With San Francisco’s budgetary prognosis heading deeper and deeper up the creek, the city today lost its paddle: Longtime controller Ben Rosenfield announced that he’s turning over his calculator and departing City Hall.
Like so many San Francisco government hands, it felt as if Rosenfield was the caretaker of the Overlook Hotel; he’s always been here. And if by “always” you meant nearly 27 years working for the city and 16 as controller, you’d be right. In the past month or so, he’s been telling a select handful of colleagues that he was readying to depart. This week, he braced everyone for today’s announcement.
“I have loved the job, and I have loved the work,” Rosenfield told Mission Local. “But, it’s also true that I’ve been doing it for a very long time.”
Rosenfield was — and is — fastidiously nonpartisan. His departure prior to next year’s pending Book of Revelation-caliber budget nightmare could well be leveraged to gin up any number of partisan arguments or fuel a further news cycle of dopey doom loop stories.
But, according to a handful of Rosenfield confidants, City Hall higher-ups across San Francisco’s political spectrum, and Rosenfield himself, the number spurring the controller’s departure isn’t the city’s stratospheric budget or troublesome burgeoning deficit but, rather, 50.
As in the big five-o: Believe it or not, Rosenfield won’t turn 50 until January 27; other than a schoolteacher gig a year out of college, working for San Francisco is the only job he’s ever had. There is never a good time for a city controller to leave his post, Rosenfield admits — but 50 makes things nice and neat. On to whatever’s next.
He has, after all, always been the caretaker.
As you’d expect of the chief money person in a city with a larded-up $14.6 billion budget, Rosenfield is pretty good with numbers. But to cite his fiscal expertise as the source of Rosenfield’s unique position of near-universal trust and respect from all public and private corners of the city would be a bit like saying Daniel Day-Lewis is a good actor because he remembers all his lines.
Rosenfield, who was tapped for this job in 2008 as a 33-year-old wunderkind, is lauded for his affability, non-partisanship, selflessness, ingenuity, and uncanny knowledge of the Lilliputian ropes holding together our budget. Rosenfield honed a particular skill to, by some alchemy, rummage through the municipal sofa to find a few coins to run imperiled programs — and, finally, he possessed the gentle but firm ability to inform an elected official or department head that they were overspending their budget and must rein things in.
“He just knows more about the city budget than anyone else,” said Sean Elsbernd, the mayor’s chief of staff and a former supervisor. Elsbernd started in government a year after Rosenfield, and noted that the latter was perhaps the final holdout in City Hall to obtain a cell phone. Rosenfield, after all, was able to do a lot of stuff in his head.
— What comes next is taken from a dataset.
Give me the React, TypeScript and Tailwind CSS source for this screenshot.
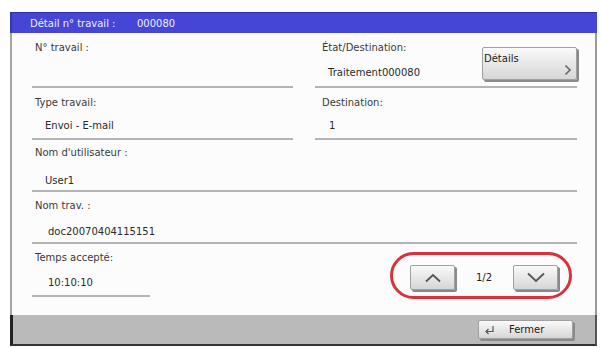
import React from "react";

const font = { fontFamily: '"DejaVu Sans", Verdana, sans-serif' };

function Field({
  label,
  value,
  h,
  labelTop,
  valueTop,
  labelPl = "pl-[3px]",
  valuePl = "pl-[13px]",
}: {
  label: string;
  value?: string;
  h: string;
  labelTop: string;
  valueTop: string;
  labelPl?: string;
  valuePl?: string;
}) {
  return (
    <div className={`${h} border-b-2 border-[#b4b4b4] flex flex-col`}>
      <div className={`${labelTop} ${labelPl} h-[14px] leading-[14px] text-[10px] text-[#3a3a3a]`}>{label}</div>
      <div className={`${valueTop} ${valuePl} h-[14px] leading-[14px] text-[10px] text-[#2a2a2a]`}>{value}</div>
    </div>
  );
}

function GrayButton({ className, children }: { className: string; children: React.ReactNode }) {
  return (
    <div
      className={`${className} bg-gradient-to-b from-[#fafafa] to-[#d6d6d6] border border-[#a0a0a0] shadow-[2px_2px_0_#8a8a8a] rounded-[2px]`}
    >
      {children}
    </div>
  );
}

export default function App() {
  return (
    <div className="w-[601px] h-[348px] bg-white overflow-hidden pt-[12px] pl-[10px]" style={font}>
      <div className="w-[587px] h-[334px] flex flex-col">
        {/* title bar */}
        <div className="h-[21px] bg-[#4646d6] border-t border-[#2f2fa8] border-l-2 border-l-[#3434b8] flex items-center text-[10px] text-[#eef0ff]">
          <span className="pl-[18px] w-[125px]">Détail n° travail :</span>
          <span>000080</span>
        </div>

        {/* content */}
        <div className="relative h-[282px] bg-[#fcfcfc] border-l-2 border-l-[#a4a4a4] border-r-2 border-r-[#9a9a9a] pl-[20px] pr-[18px]">
          <div className="grid grid-cols-[261px_262px] gap-x-[22px]">
            <Field label="N° travail :" h="h-[55px]" labelTop="mt-[8px]" valueTop="mt-[11px]" />
            <div className="h-[55px] border-b-2 border-[#b4b4b4] flex justify-between">
              <div className="flex flex-col">
                <div className="mt-[8px] pl-[7px] h-[14px] leading-[14px] text-[10px] text-[#3a3a3a]">État/Destination:</div>
                <div className="mt-[11px] pl-[13px] h-[14px] leading-[14px] text-[10px] text-[#2a2a2a]">Traitement000080</div>
              </div>
              <GrayButton className="mt-[14px] w-[95px] h-[33px] relative">
                <span className="absolute left-[1px] top-[3px] text-[10px] text-[#222]">Détails</span>
                <svg className="absolute right-[4px] bottom-[3px]" width="8" height="12" viewBox="0 0 8 12">
                  <path d="M1.5 1.5 L6 6 L1.5 10.5" fill="none" stroke="#666" strokeWidth="1.6" />
                </svg>
              </GrayButton>
            </div>

            <Field label="Type travail:" value="Envoi - E-mail" h="h-[52px]" labelTop="mt-[8px]" valueTop="mt-[9px]" />
            <Field
              label="Destination:"
              value="1"
              h="h-[52px]"
              labelTop="mt-[8px]"
              valueTop="mt-[9px]"
              labelPl="pl-[7px]"
              valuePl="pl-[14px]"
            />
          </div>

          <Field label="Nom d'utilisateur :" value="User1" h="h-[52px]" labelTop="mt-[6px]" valueTop="mt-[14px]" />
          <Field label="Nom trav. :" value="doc20070404115151" h="h-[52px]" labelTop="mt-[7px]" valueTop="mt-[12px]" valuePl="pl-[16px]" />

          <div className="flex">
            <div className="w-[118px]">
              <Field label="Temps accepté:" value="10:10:10" h="h-[53px]" labelTop="mt-[7px]" valueTop="mt-[11px]" valuePl="pl-[16px]" />
            </div>
            <div className="ml-[260px] mt-[21px] flex items-center h-[25px]">
              <GrayButton className="w-[45px] h-[25px] flex items-center justify-center">
                <svg width="18" height="10" viewBox="0 0 18 10">
                  <path d="M2 8.5 L9 2 L16 8.5" fill="none" stroke="#555" strokeWidth="1.8" />
                </svg>
              </GrayButton>
              <span className="w-[58px] text-center text-[10px] text-[#222]">1/2</span>
              <GrayButton className="w-[45px] h-[25px] flex items-center justify-center">
                <svg width="20" height="11" viewBox="0 0 20 11">
                  <path d="M2 1.5 L10 9 L18 1.5" fill="none" stroke="#555" strokeWidth="1.8" />
                </svg>
              </GrayButton>
            </div>
          </div>

          {/* red highlight oval */}
          <div className="absolute left-[378px] top-[219px] w-[182px] h-[47px] rounded-full border-[3px] border-[#d8323c]" />
        </div>

        {/* bottom bar */}
        <div className="h-[31px] bg-[#bababa] border-l-[3px] border-l-[#222] border-r-2 border-r-[#555] border-b-2 border-b-[#333] flex justify-end items-start pr-[22px] pt-[5px]">
          <GrayButton className="w-[95px] h-[19px] flex items-center">
            <svg className="ml-[5px]" width="11" height="10" viewBox="0 0 11 10">
              <path d="M9 1 L9 6.5 L2 6.5 M4.5 4 L2 6.5 L4.5 9" fill="none" stroke="#555" strokeWidth="1.2" />
            </svg>
            <span className="ml-[14px] text-[10px] text-[#222]">Fermer</span>
          </GrayButton>
        </div>
      </div>
    </div>
  );
}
“There is no one who knows every drawer, every nook and cranny like Ben does,” Elsbernd continued. “He knows every single account, he knows the revenue, he knows what revenue goes into what account. He is a computer. You ask him what happened in 2017 to this fund, and he can tell you.”
Board President Aaron Peskin also likened Rosenfield to a computer: “A really nice computer.” Rosenfield “knew what his duties and responsibilities were. He would, calmly and respectfully, not challenge your ideas, but make them better.”
“He knew what people wanted, but was creative enough to put other ideas on the table. Everybody who gets involved in government starts out by wanting to do the best for their city, state, country. Ben was able to refocus people in the heat of battle, as people were mistreating each other and pursuing political agendas. He could always bring us back to what’s best for San Francisco. And he could do that because he was selfless. Let the egotistical politicians feel like they’re still getting credit; he never cared about credit. He wasn’t in it for self-aggrandizement, and that was his magic.”
“The business of human life and politics is getting people on board with your ideas,” continued Peskin. Rosenfield’s ability to consistently galvanize City Hall politicos and move the city’s best interests forward indicated that he was “the best and most subtle politician in City Hall, bottom-line.”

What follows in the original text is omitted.